Companies typically convert when:
- Preparing for IPO
- Required by licensing authority
- Seeking broader capital base
- Planning stock exchange listing
Conversion requires:
- Special resolution
- Amended Articles
- SEBON approval
- Capital restructuring
Sector-Specific Observations
Hydropower
Often structured as public companies due to IPO norms.
IT and Outsourcing
Prefer private structures for agility.
Banking and Insurance
Mandated public structure under sector laws.
Advantages of Private Limited Company in Nepal
- Faster setup
- Lower compliance costs
- Better ownership control
- Easier restructuring
- Confidentiality in financial reporting
Advantages of Public Limited Company in Nepal
- Access to public capital
- Enhanced credibility
- Brand visibility
- Liquidity for shareholders
- Long-term scalability
Risks and Practical Considerations
Foreign companies must also consider:
- Profit repatriation process under FITTA
- Dividend tax withholding
- Exchange control approvals
- Sectoral FDI caps
- Governance expectations
The right structure reduces friction later.
Investment Outlook: The Future of Business in Nepal
Nepal’s capital market is expanding. Retail investor participation is growing. Hydropower IPOs are frequently oversubscribed.
However, private companies remain dominant for foreign-owned subsidiaries.
The debate of private vs public company in Nepal will increasingly depend on capital strategy rather than compliance alone.

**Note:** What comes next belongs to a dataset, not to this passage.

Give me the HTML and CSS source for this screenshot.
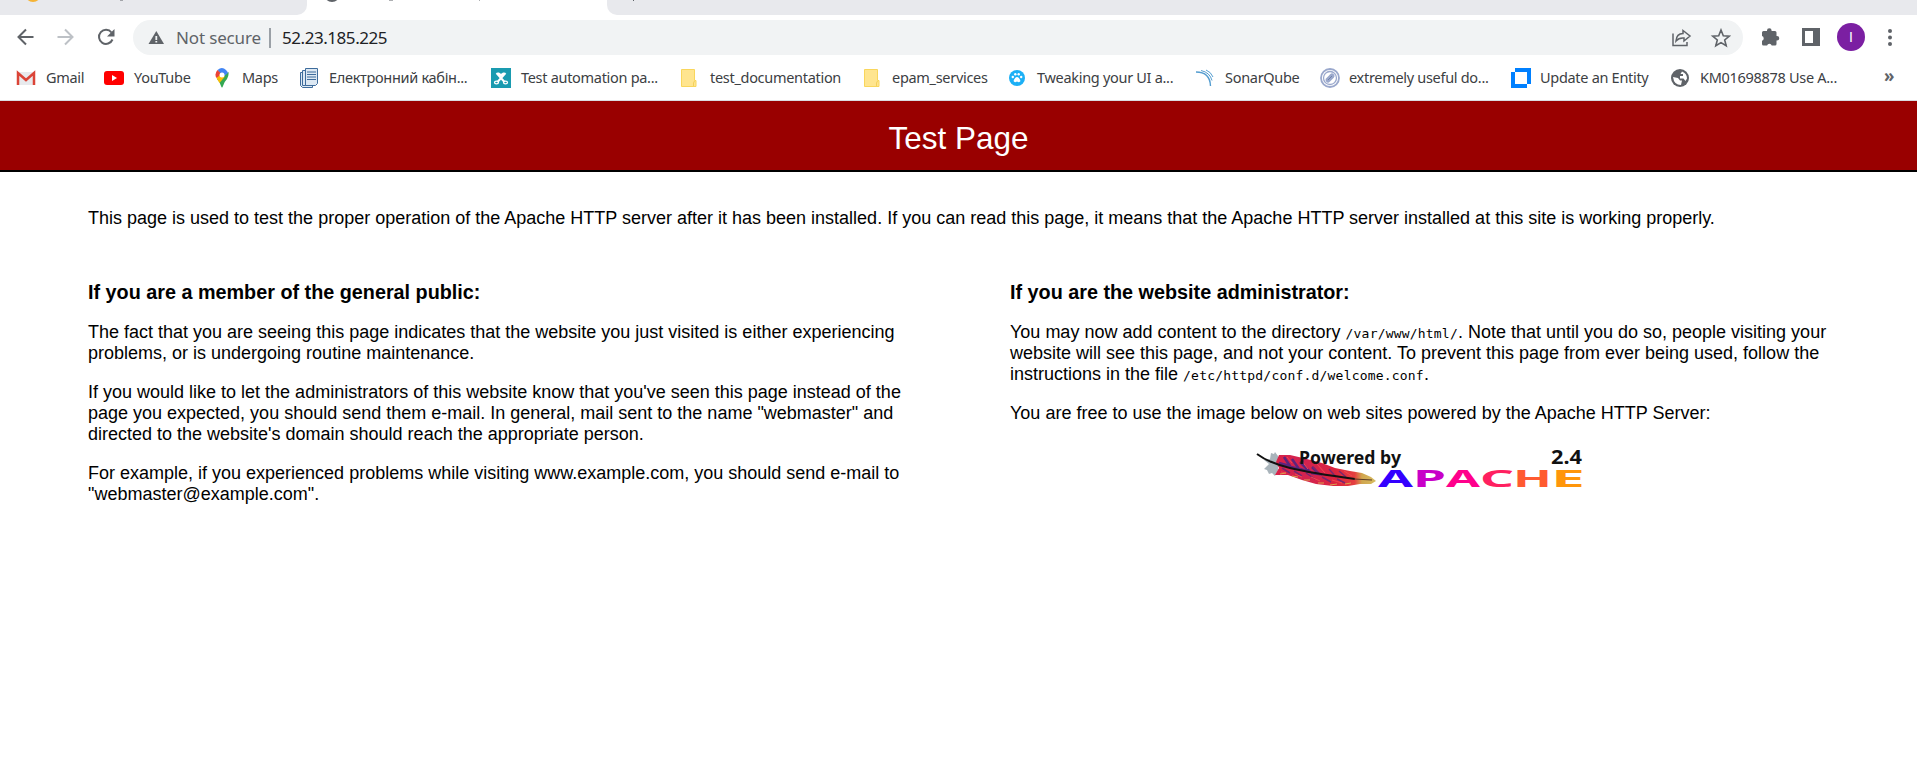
FILE: index.html
```html
<!DOCTYPE html>
<html lang="en">
<head>
<meta charset="utf-8">
<title>Test Page</title>
<link rel="stylesheet" href="styles.css">
</head>
<body>
<div class="tabs"><div class="tab tab-left"><svg width="306" height="15"><circle cx="33" cy="-6" r="8" fill="#f5b335"/><path d="M120 0h3" stroke="#5f6368"/></svg></div><div class="tab-active"><svg width="302" height="15"><circle cx="25" cy="-6" r="8" fill="#5f6368"/><path d="M82 0h4M172 0h1" stroke="#5f6368"/></svg></div><div class="tab tab-right"><svg width="60" height="15"><path d="M26 0h1" stroke="#5f6368" stroke-width="2"/></svg></div></div>
<div class="toolbar">
  <svg class="nav" width="116" height="20" fill="none" stroke="#5f6368" stroke-width="2"><path d="M17.500 10H2.500M10 2.500L2.500 10l7.500 7.500"/><path stroke="#bdc1c6" d="M41.500 10h15M49 2.500l7.500 7.500-7.500 7.500"/><path d="M95.500 5.500A7 7 0 1 0 96.500 12.500"/><path fill="#5f6368" stroke="none" d="M98.500 2v7.500h-7.500z"/></svg>
  <div class="omnibox">
    <svg class="warn" width="17" height="15"><path fill="#5f6368" d="M8.300 1L16 14H.5z"/><path stroke="#f1f3f4" stroke-width="1.800" d="M8.300 6v4M8.300 11v1.500"/></svg>
    <span class="insecure">Not secure</span><i class="sep"></i><span class="url">52.23.185.225</span>
    <svg class="actions" width="60" height="20" fill="none" stroke="#5f6368" stroke-width="1.500"><path d="M2 5.500V17.500h14V14"/><path d="M12 2.500L19 8l-6 5v-3Q8 9.500 5 13q.5-7.500 7-7.500z"/><path stroke-width="1.600" d="M50 2l2.300 5.700 6 .4-4.600 3.900 1.500 5.800-5.200-3.200-5.200 3.200 1.500-5.800-4.600-3.900 6-.4z"/></svg>
  </div>
  <svg class="ext" width="19" height="18"><path fill="#5f6368" d="M1 4.500Q1 3 2.500 3H6V2.500a2.300 2.300 0 0 1 4.600 0V3H14q1.500 0 1.500 1.500V8h.5a2.200 2.200 0 0 1 0 4.500h-.5V16q0 1.500-1.500 1.500h-3.300a2.400 2.400 0 0 0-4.600 0H2.500Q1 17.500 1 16v-3.300a2.400 2.400 0 0 0 0-4.600z"/></svg>
  <svg class="panel" width="18" height="18"><path fill="#5f6368" fill-rule="evenodd" d="M0 0h18v18H0zM3 3v12h8V3z"/></svg>
  <span class="avatar">I</span>
  <svg class="dots" width="6" height="18" fill="#5f6368"><circle cx="3" cy="2" r="2"/><circle cx="3" cy="8.500" r="2"/><circle cx="3" cy="15" r="2"/></svg>
</div>
<div class="bookmarks">
  <a class="b1"><svg width="20" height="20"><path fill="#e8eaed" d="M1 4h18v13H1z"/><path fill="none" stroke="#db4437" stroke-width="2.500" d="M2 17V5l8 7 8-7v12"/></svg><span>Gmail</span></a>
  <a class="b2"><svg width="20" height="20"><rect y="3" width="20" height="14" rx="3" fill="red"/><path fill="#fff" d="M8 7l5 3-5 3z"/></svg><span>YouTube</span></a>
  <a class="b3"><svg width="20" height="20"><path fill="#34a853" d="M2 11Q5 14 6 18q1 3 2 0 1-4 4-7 2-3 1.500-7z"/><path fill="#fbbc04" d="M1.500 10l7-8 1 7-5 6z"/><path fill="#4285f4" d="M2.500 2q4.500-4 8.500 0 1 1 2 3L8 9z"/><path fill="#ea4335" d="M2.500 2l4 4-5 4Q-1 6 2.500 2z"/><circle cx="7" cy="7" r="2.500" fill="#fff"/></svg><span>Maps</span></a>
  <a class="b4"><svg width="20" height="20" fill="#dce8f3" stroke="#3e6c9c"><path d="M.5 4.500h12v15h-10l-2-2z"/><path d="M2.500 2.500h12v15h-12z"/><path d="M5.500.5h12v15l-2 2h-10z"/><path d="M7 4h9M7 6.500h9M7 9h9M7 11.500h9"/></svg><span>Електронний кабін...</span></a>
  <a class="b5"><svg width="20" height="20"><path fill="#1a9bb0" d="M0 0h20v20H0z"/><g fill="none" stroke="#fff" stroke-width="2"><path d="M5.500 5l8 9M14.500 5l-8 9M7 5l3 2 3-2"/><ellipse cx="5.500" cy="14.500" rx="2" ry="1.300" stroke-width="1.300"/><ellipse cx="14.500" cy="14.500" rx="2" ry="1.300" stroke-width="1.300"/></g></svg><span>Test automation pa...</span></a>
  <a class="b6"><svg width="17" height="20"><path fill="#ffe58f" stroke="#f9d65c" d="M.5 1.500h13v11h1.500v6H.5z"/><path fill="none" stroke="#f3d05a" d="M12.500 18v-3l1-2"/></svg><span>test_documentation</span></a>
  <a class="b7"><svg width="17" height="20"><path fill="#ffe58f" stroke="#f9d65c" d="M.5 1.500h13v11h1.500v6H.5z"/><path fill="none" stroke="#f3d05a" d="M12.500 18v-3l1-2"/></svg><span>epam_services</span></a>
  <a class="b8"><svg width="16" height="20"><circle cx="8" cy="10" r="8" fill="#1cb0f6"/><g fill="#fff"><path d="M8 9q2 0 3.500 4-1 2-3.500.5Q5.500 15 4.500 13 6 9 8 9z"/><circle cx="3.800" cy="9" r="1.200"/><circle cx="6.300" cy="6.300" r="1.200"/><circle cx="9.700" cy="6.300" r="1.200"/><circle cx="12.200" cy="9" r="1.200"/></g></svg><span>Tweaking your UI a...</span></a>
  <a class="b9"><svg width="18" height="20" fill="none" stroke="#549dd0"><path stroke-width="1.400" d="M0 4q14 0 14.500 14"/><path d="M5 2.500q9 2 11 10M10 2q5 2 7 7"/></svg><span>SonarQube</span></a>
  <a class="b10"><svg width="20" height="20" fill="none" stroke="#9aa8cc"><circle cx="10" cy="10" r="9" stroke-width="1.800"/><circle cx="10" cy="10" r="6.500" stroke-width="1.300"/><path stroke-width="5" stroke-linecap="round" d="M8 12l4-4"/><path stroke="#7182aa" d="M8 12l4-4"/></svg><span>extremely useful do...</span></a>
  <a class="b11"><svg width="20" height="20"><path fill="#0080ff" fill-rule="evenodd" d="M4 0h16v16h-4v4H0V4h4zM4 4v12h12V4z"/></svg><span>Update an Entity</span></a>
  <a class="b12"><svg width="18" height="20"><circle cx="9" cy="10" r="9" fill="#5f6368"/><path fill="#fff" d="M2 9l5 1 2 2.500h2L10 17q-7 0-8-8zM11 3.500q5 2 5 7l-1.500 2.500-2-2.500H9V8h3V6H9.500z"/></svg><span>KM01698878 Use A...</span></a>
  <b class="more">»</b>
</div>
<h1>Test Page</h1>
<main>
  <p class="intro">This page is used to test the proper operation of the Apache HTTP server after it has been installed. If you can read this page, it means that the Apache HTTP server installed at this site is working properly.</p>
  <div class="columns">
    <section>
      <h2>If you are a member of the general public:</h2>
      <p>The fact that you are seeing this page indicates that the website you just visited is either experiencing<br>problems, or is undergoing routine maintenance.</p>
      <p>If you would like to let the administrators of this website know that you've seen this page instead of the<br>page you expected, you should send them e-mail. In general, mail sent to the name "webmaster" and<br>directed to the website's domain should reach the appropriate person.</p>
      <p>For example, if you experienced problems while visiting www.example.com, you should send e-mail to<br>"webmaster@example.com".</p>
    </section>
    <section>
      <h2>If you are the website administrator:</h2>
      <p>You may now add content to the directory <code>/var/www/html/</code>. Note that until you do so, people visiting your<br>website will see this page, and not your content. To prevent this page from ever being used, follow the<br>instructions in the file <code>/etc/httpd/conf.d/welcome.conf</code>.</p>
      <p>You are free to use the image below on web sites powered by the Apache HTTP Server:</p>
      <svg class="apache" width="330" height="60" viewBox="1255 440 330 60">
        <defs><linearGradient id="f" x1="0" x2="1"><stop offset="0" stop-color="#d92248"/><stop offset=".3" stop-color="#d32350"/><stop offset=".6" stop-color="#dc243f"/><stop offset=".79" stop-color="#e54040"/><stop offset=".86" stop-color="#d0a54e"/><stop offset="1" stop-color="#d7bd62"/></linearGradient></defs>
        <path fill="#a9b4bb" d="M1271 453l3 1 1-2 3 4v14l-3 6-3-3-3 1-2-4-3-1 5-5-5-4 6-1z"/>
        <path fill="url(#f)" d="M1279 455L1290 455L1303 458L1322 463L1335 468L1350 471L1362 473L1371 477L1376 481L1371 484L1360 484L1348 486L1333 486L1316 484L1302 480L1288 475L1275 475L1279 468L1276 462Z"/>
        <path fill="none" stroke="#5c247e" stroke-width="2.500" d="M1279 463l11 3-6-9M1291 467l8 2-7-10M1300 469l10 3-10-10M1311 473l8 1-7-7"/>
        <path fill="none" stroke="#79286f" stroke-width="1.500" d="M1282 468l8 5M1294 471l8 5M1306 473l9 6M1320 475l-7-8M1336 477l-7-8M1346 477l-7-6M1322 477l9 5M1337 479l8 4"/>
        <path fill="none" stroke="#f24750" d="M1287 457l5 6M1301 460l7 9M1317 464l8 9M1344 471l8 5M1281 472l5 1M1295 474l7 3M1311 477l9 4M1332 480l10 3"/>
        <path fill="none" stroke="#dda24c" d="M1280 474l6-1M1292 476l6 1M1304 480l6 0M1318 483l6 0M1330 485l7-1M1345 484l6-1"/>
        <path fill="none" stroke="#111" stroke-width="2" d="M1257 454Q1269 463 1290 468T1355 479"/>
        <path fill="none" stroke="#5a3a25" d="M1354 479L1372 480"/>
        <g font-family="Noto Sans" font-weight="700" fill="#111"><text x="1299" y="464" font-size="18" textLength="102" lengthAdjust="spacingAndGlyphs">Powered by</text><text x="1551" y="464" font-size="19" textLength="31" lengthAdjust="spacingAndGlyphs">2.4</text></g>
        <g font-family="Noto Sans" font-weight="700" font-size="24"><text x="1378" y="487" textLength="35" lengthAdjust="spacingAndGlyphs" fill="#3300ff">A</text><text x="1413" y="487" textLength="33" lengthAdjust="spacingAndGlyphs" fill="#c800c8">P</text><text x="1446" y="487" textLength="34" lengthAdjust="spacingAndGlyphs" fill="#ff008c">A</text><text x="1480" y="487" textLength="34" lengthAdjust="spacingAndGlyphs" fill="#ff2060">C</text><text x="1513" y="487" textLength="39" lengthAdjust="spacingAndGlyphs" fill="#ff5a30">H</text><text x="1551" y="487" textLength="34" lengthAdjust="spacingAndGlyphs" fill="#ff960a">E</text></g>
      </svg>
    </section>
  </div>
</main>
</body>
</html>
```
FILE: styles.css
```css
*{box-sizing:border-box}
body{margin:0;height:784px;overflow:hidden;background:#fff;color:#000;font:18px/21px "Liberation Sans",Arial,sans-serif}
svg{display:block;flex:none}
.tabs{height:15px;display:flex;background:#fff}
.tab{background:#e8e9ed;height:15px;overflow:hidden}
.tab-left{width:307px;border-bottom-right-radius:10px}
.tab-active{width:300px;background:#fff;overflow:hidden}
.tab-right{flex:1;border-bottom-left-radius:10px}
.toolbar{height:45px;padding-top:5px;display:flex;align-items:flex-start;font-family:"Noto Sans",sans-serif}
.nav{margin:7px 0 0 16px}
.omnibox{margin-left:1px;width:1610px;height:35px;border-radius:18px;background:#f1f3f4;display:flex;align-items:center;font-size:17px;white-space:nowrap;color:#202124}
.warn{margin-left:15px}
.insecure{width:83px;margin-left:11px;color:#5f6368;letter-spacing:-.15px}
.sep{width:2px;height:20px;background:#9aa0a6;margin:0 11px 0 10px}
.url{width:110px;letter-spacing:-.45px}
.actions{margin-left:auto;margin-right:12px}
.ext{margin:8px 0 0 18px}
.panel{margin:8px 0 0 22px}
.avatar{width:28px;height:28px;margin:3px 0 0 17px;border-radius:50%;background:#7b1fa2;color:#fff;font:14px/28px "Liberation Sans",sans-serif;text-align:center}
.dots{margin:9px 0 0 22px}
.bookmarks{height:41px;border-bottom:1px solid #dadce0;display:grid;grid-template-columns:16px 88px 111px 85px 191px 190px 183px 145px 187px 124px 191px 160px 217px 1fr;align-items:center;font:14.5px/20px "Noto Sans",sans-serif;letter-spacing:-.3px;color:#3c4043;padding-bottom:5px}
.bookmarks a{display:flex;align-items:center;white-space:nowrap}
.b1{grid-column:2}
.bookmarks span{margin:-2px 0 0 10px}
.b3 span{margin-left:7px}
.b4 span{margin-left:9px}
.b6 span{margin-left:12px}
.b7 span,.b9 span,.b12 span{margin-left:11px}
.b8 span{margin-left:12px}
.b10 span,.b11 span{margin-left:9px}
.more{font-size:17px;margin:-4px 0 0 -4px;color:#5f6368}
h1{height:71px;margin:0;background:#900;border-bottom:2px solid #000;color:#fff;font-size:31.5px;font-weight:400;line-height:75px;text-align:center}
main{padding:0 88px}
.intro{margin:36px 0 52px;white-space:nowrap}
.columns{display:grid;grid-template-columns:922px 1fr}
h2{font-size:19.8px;line-height:23px;margin:0 0 18px}
p{margin:0 0 18px;white-space:nowrap}
code{font-family:"DejaVu Sans Mono",monospace;font-size:13px;line-height:1;letter-spacing:.2px}
.apache{margin:-2px 0 0 245px}
```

Frequently Asked Questions
1. Can a foreign investor own 100% of a private company in Nepal?
Yes. FITTA 2019 allows 100% foreign ownership in most sectors, subject to negative list restrictions.
2. Is a public company mandatory for hydropower projects?
In many cases, yes. Licensing frameworks often require public share issuance before project completion.
3. What is the minimum capital for a public company?
The Companies Act does not mandate fixed minimum capital, but sectoral regulators may impose thresholds.
4. Can a private company later become public?
Yes. Conversion is allowed through shareholder resolution and regulatory approval.
5. Which structure is better for foreign subsidiaries?
Most foreign subsidiaries prefer private companies for flexibility and control.